Abstract

The 'rise' of China stands as one of the most significant developments in global politics in the post-cold war era. Yet, China's rise has not been uniformly welcomed. For some, it has generated fears that the PRC's growing global prominence will inevitably be malignant; for others the rise of China has been largely 'system-preserving' in character. While a consensus has yet to emerge, the dominance of the debate has ensured that investigations into the factors shaping the PRC's international relations and, with regard to the subject of this paper, its behaviour in the World Trade Organisation (WTO) have been too bound up with, and as a result too distracted by, the search for proof of 'real' intentions and less concerned with clear analysis.

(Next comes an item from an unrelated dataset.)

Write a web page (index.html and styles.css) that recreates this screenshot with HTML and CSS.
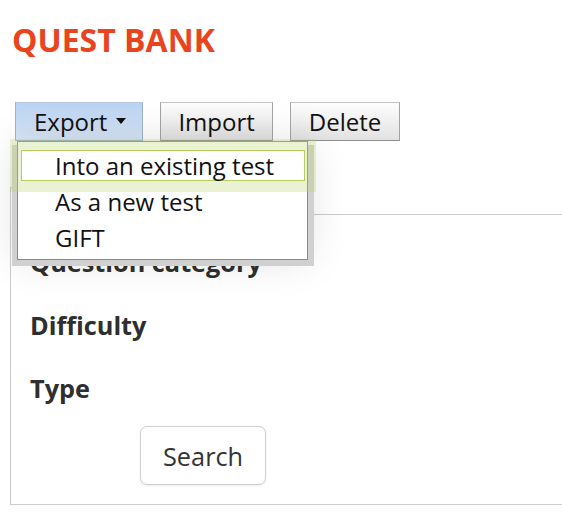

We seek to move beyond the strictures of this debate to investigate more thoroughly the factors shaping China's trade diplomacy.We argue that an examination of the factors shaping China's trade diplomacy must take into account the strong effects exerted on that diplomacy by its membership of the WTO. To substantiate our argument, we begin by setting out some conceptual markers on what we know about the peculiarities of international institutions as a framework for understanding how the WTO as an institution affects China. We then explore key developments in China's political economy to the point at which the PRC acceded to the organisation before considering how the pursuit of WTO membership has shaped Chinese development, its trade diplomacy, and impact on the WTO of China's membership. We conclude that while WTO accession may have altered the composition of the organisation's core decision-making group by placing China at its heart, it has been sufficiently, and perhaps uniquely costly to China in terms of concessions made, in closing down room for manoeuvre in the current Doha round and in constraining the PRC's capacity to switch from an export-led to a domestic consumption based model of development.